Education & Training

IISc rated in top 100 by Times Higher Education ranking

Opportunity India Desk
Opportunity India Desk Jun 01, 2018 - 2 min read
IISc rated in top 100 by Times Higher Education ranking image
The UK has nine institutions in the Top 100, down from 10 last year, following Durham University’s exit.

The Indian Institute of Science (IISc) in Bengaluru has made it to the top 100 universities in the Times Higher Education’s World Reputation Rankings 2018, becoming the only Indian institution to make it to the prestigious list this year.

The IISc has been ranked in the 91-100 band of the annual list topped by American universities Harvard, Massachusetts Institute of Technology (MIT) and Stanford, with the UK’s Cambridge and Oxford completing the top five.

“India features in the table for the first time since 2011, with its flagship institution, the Indian Institute of Science, making the 91-100 banding,” said Phil Baty, editorial director of the rankings, which are compiled from a globally representative survey of 10,000 senior academics on the most renowned educational institutions in the world.

Founded in 1909, the IISc had started with just two departments General and Applied Chemistry and Electrical Technology —- but today has over 40 departments spread across six divisions: Biological Sciences, Chemical Sciences, Electrical Sciences, Interdisciplinary Research, Mechanical Sciences, and Physical and Mathematical Sciences.

The UK has nine institutions in the Top 100, down from 10 last year, following Durham University’s exit. Several other UK universities also witnessed slight declines on last year, with University College London (UCL) shifting from 16th to joint 18th, Imperial College London falling from 18th to 20th and London School of Economics (LSE) slipping from 20th to 25th.

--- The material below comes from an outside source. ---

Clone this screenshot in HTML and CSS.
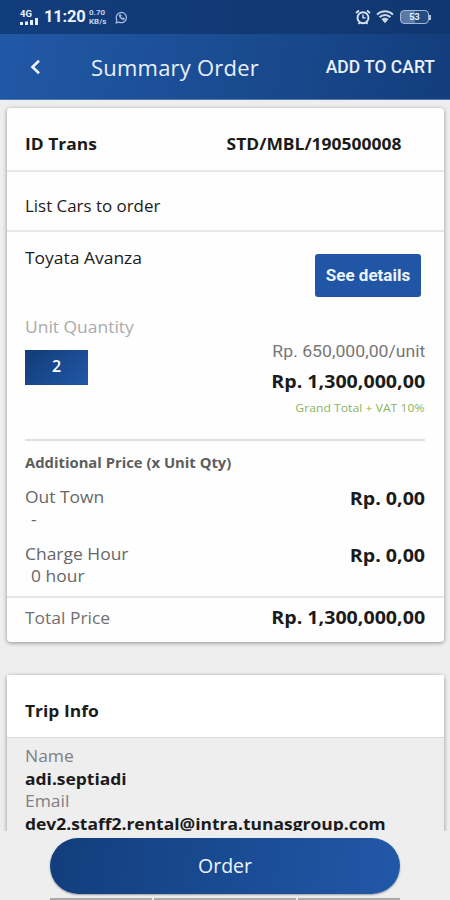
FILE: index.html
```
<!DOCTYPE html>
<html lang="en">
<head>
<meta charset="utf-8">
<title>Summary Order</title>
<link rel="stylesheet" href="styles.css">
</head>
<body>
<div class="screen">
  <div class="status">
    <div class="signal">
      <span class="net">4G</span>
      <svg width="18" height="7" viewBox="0 0 18 7" fill="#e6edf8"><path d="M0 4h3v3H0zM5 3.500h3v3.500H5zM10 2h3v5H10zM15 0h3v7H15z"/></svg>
    </div>
    <span class="clock">11:20</span>
    <div class="speed"><span>0.70</span><span>KB/s</span></div>
    <svg class="chat" width="13" height="13" viewBox="0 0 14 14" fill="none" stroke="#a9bedf" stroke-width="1.300"><path d="M1.200 12.800l.8-3A5.500 5.500 0 1 1 4.300 12z"/><path d="M4.600 4.200c-.3 2.400 2.400 5.200 5 5.100l.5-1.300-1.500-.8-.8.7C6.900 7.500 6.400 7 6 6.200l.7-.8-.7-1.500z" fill="#a9bedf" stroke-width=".8"/></svg>
    <svg class="alarm" width="16" height="16" viewBox="0 0 16 16" fill="none" stroke="#dce6f5"><circle cx="8" cy="8.700" r="5.500" stroke-width="1.900"/><path d="M8 5.500v3.400h2.700" stroke-width="1.400"/><path d="M1 4l3-2.500M15 4l-3-2.500M3.500 15l1.200-1.500M12.500 15l-1.200-1.500" stroke-width="1.800"/></svg>
    <svg class="wifi" width="18" height="14" viewBox="0 0 18 14" fill="none" stroke="#c9d7ec"><path d="M1 4.600a11.500 11.500 0 0 1 16 0" stroke-width="2"/><path d="M3.600 7.300a7.500 7.500 0 0 1 10.800 0" stroke-width="2.200"/><path d="M5.500 9.300a5 5 0 0 1 7 0L9 13.200z" fill="#c9d7ec" stroke="none"/></svg>
    <div class="battery"><span class="cell">53</span><span class="tip"></span></div>
  </div>
  <header class="bar">
    <svg class="back" width="11" height="16" viewBox="0 0 11 16" fill="none" stroke="#eef4ff" stroke-width="2.600"><path d="M9 1.800L2.500 8L9 14.200"/></svg>
    <h1 class="title"><span>Summary Order</span></h1>
    <span class="cart">ADD TO CART</span>
  </header>
  <main class="content">
    <section class="card">
      <div class="row id-row"><b class="wide">ID Trans</b><b class="wide right">STD/MBL/190500008</b></div>
      <div class="row list-row"><span class="wide list-label">List Cars to order</span></div>
      <div class="car">
        <div class="car-left">
          <span class="wide car-name">Toyata Avanza</span>
          <span class="wide qty-label">Unit Quantity</span>
          <span class="qty">2</span>
        </div>
        <div class="car-right">
          <span class="details">See details</span>
          <span class="wide right unit-price">Rp. 650,000,00/unit</span>
          <b class="wide right price">Rp. 1,300,000,00</b>
          <span class="wide right vat">Grand Total + VAT 10%</span>
        </div>
      </div>
      <div class="extra">
        <b class="wide extra-title">Additional Price (x Unit Qty)</b>
        <div class="charge">
          <div class="charge-text"><span class="wide">Out Town</span><span class="wide sub">-</span></div>
          <b class="wide right price zero">Rp. 0,00</b>
        </div>
        <div class="charge second">
          <div class="charge-text"><span class="wide">Charge Hour</span><span class="wide sub">0 hour</span></div>
          <b class="wide right price zero">Rp. 0,00</b>
        </div>
      </div>
      <div class="total"><span class="wide total-label">Total Price</span><b class="wide right price">Rp. 1,300,000,00</b></div>
    </section>
    <section class="card trip">
      <div class="trip-head"><b class="wide">Trip Info</b></div>
      <div class="trip-body">
        <span class="wide field">Name</span>
        <b class="wide name">adi.septiadi</b>
        <span class="wide field">Email</span>
        <b class="wide email">dev2.staff2.rental@intra.tunasgroup.com</b>
      </div>
    </section>
  </main>
  <footer class="foot">
    <div class="order"><span>Order</span></div>
    <div class="strip"><i></i><i></i><i></i></div>
  </footer>
</div>
</body>
</html>
```
FILE: styles.css
```
* { box-sizing: border-box; }
body { margin: 0; font-family: "Open Sans", sans-serif; font-size: 16px; color: #1b1b1b; background: #eee; }
.screen { width: 450px; height: 900px; display: flex; flex-direction: column; overflow: hidden; background: #eee; }
.screen span, .screen b { white-space: nowrap; }
.wide { transform: scaleX(1.09); transform-origin: left center; }
.right { transform-origin: right center; }

.status { height: 34px; flex: none; display: flex; align-items: center; padding: 0 19px 0 20px; color: #eef3fb; background: linear-gradient(90deg, #123d7c, #10376f); }
.signal { display: flex; flex-direction: column; width: 20px; height: 15px; }
.net { font: 700 9.500px/8px Roboto, sans-serif; }
.clock { font: 700 16.500px/20px Roboto, sans-serif; letter-spacing: -.2px; margin-left: 4px; width: 42px; }
.speed { display: flex; flex-direction: column; width: 19px; margin-left: 3px; font: 700 8px/9px Roboto, sans-serif; color: #c3d2e9; }
.chat { margin-left: 7px; }
.alarm { margin-left: auto; }
.wifi { margin-left: 5px; }
.battery { display: flex; align-items: center; margin-left: 6px; }
.cell { width: 29px; height: 14px; border: 1px solid #a3b7d6; border-radius: 4px; background: linear-gradient(90deg, #5a79a8 50%, #244b84 50%); font: 700 9px/12px Roboto, sans-serif; text-align: center; }
.tip { width: 2px; height: 5px; background: #b4c5df; }

.bar { height: 66px; flex: none; display: flex; align-items: center; padding: 0 15px 0 30px; color: #e8f1fd; background: linear-gradient(102deg, #2158a6, #1a4c92 50%, #133d7c); border-bottom: 1px solid #517bb0; }
.title { margin: 0 0 0 50px; font-size: 22px; font-weight: 400; line-height: 30px; letter-spacing: .22px; }
.cart { margin-left: auto; font: 500 17.500px/24px Roboto, sans-serif; }

.content { height: 731px; flex: none; overflow: hidden; padding: 8px 6px 0 7px; }
.card { background: #fefefe; border-radius: 4px; box-shadow: 0 1px 4px rgba(0,0,0,.4); height: 534px; }
.row { display: flex; align-items: center; padding: 0 43px 0 18px; border-bottom: 2px solid #e8e8e8; }
.id-row { height: 64px; padding-top: 9px; justify-content: space-between; }
.list-row { height: 60px; padding-top: 9px; }
.list-label { font-size: 15.500px; }
.car { height: 209px; margin: 0 19px 0 18px; display: flex; justify-content: space-between; border-bottom: 2px solid #e0e0e0; }
.car-left, .car-right { display: flex; flex-direction: column; line-height: 22px; }
.car-right { align-items: flex-end; }
.car-name { margin-top: 15px; }
.qty-label { margin-top: 47px; color: #aaa; }
.qty { margin-top: 12px; width: 63px; height: 35px; line-height: 33px; text-align: center; color: #fff; font-weight: 600; background: linear-gradient(135deg, #123b78, #2158a6); }
.details { width: 106px; height: 43px; margin: 22px 4px 0 0; border-radius: 3px; background: #2056a5; color: #edf4fe; text-align: center; font: 700 17px/43px Roboto, sans-serif; }
.unit-price { margin-top: 44px; color: #777; font-family: Roboto, sans-serif; font-size: 16.200px; }
.price { font-size: 18px; line-height: 24px; }
.car-right .price { margin-top: 6px; }
.vat { margin-top: 7px; font-size: 11.200px; line-height: 16px; color: #8bb45a; }
.extra { height: 157px; padding: 12px 19px 0 18px; border-bottom: 2px solid #e6e6e6; color: #666; }
.extra-title { display: block; font-size: 13.600px; line-height: 20px; color: #5e5e5e; }
.charge { display: flex; justify-content: space-between; height: 57px; margin-top: 13px; }
.second { margin-top: 0; }
.charge-text { display: flex; flex-direction: column; line-height: 22.500px; }
.charge-text > :first-child { height: 22px; }
.sub { margin-left: 6px; }
.zero { color: #1b1b1b; }
.total { height: 44px; padding: 0 19px 5px 18px; display: flex; align-items: center; justify-content: space-between; }
.total .price { margin-top: -2px; }
.total-label { color: #707070; }

.trip { margin-top: 33px; height: 260px; border-radius: 2px; background: #eee; }
.trip-head { height: 63px; padding: 9px 18px 0; display: flex; align-items: center; background: #fff; border-bottom: 1px solid #d8d8d8; }
.trip-body { display: flex; flex-direction: column; padding: 7px 18px 0; line-height: 22.600px; }
.field { color: #808080; }

.foot { height: 69px; flex: none; display: flex; flex-direction: column; align-items: center; padding-top: 7px; background: #eee; }
.order { width: 350px; height: 56px; flex: none; border-radius: 28px; background: linear-gradient(100deg, #133d7c, #194b92 50%, #2158a8); color: #edf4fe; text-align: center; font-size: 19.500px; line-height: 56px; box-shadow: 0 1px 2px rgba(0,0,0,.35); }
.strip { display: flex; gap: 2px; width: 350px; margin-top: 4px; height: 2px; flex: none; }
.strip i { flex: 102 1 0; background: #aaa; }
.strip i:nth-child(2) { flex-grow: 143; }
```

“This should give pause for serious thought as the country seeks to champion its status as ‘global Britain’ in a post-Brexit world,” Baty noted.

“What is particularly striking is that the US has actually strengthened its position in the world despite fears that the US is suffering a ‘Trump slump’ in terms of its global reputation,” Baty said.

The ‘World Reputation Rankings’ are created using what ‘Times Higher Education’ describes as the world’s largest invitation-only academic opinion survey and unique piece of research.

The survey, available in 15 languages, uses United Nations data as a guide to ensure that the response coverage is as representative of world scholarship as possible. It is also evenly spread across academic disciplines.

The 2018 rankings are based on a more than 10,000-strong survey carried out between January and March this year.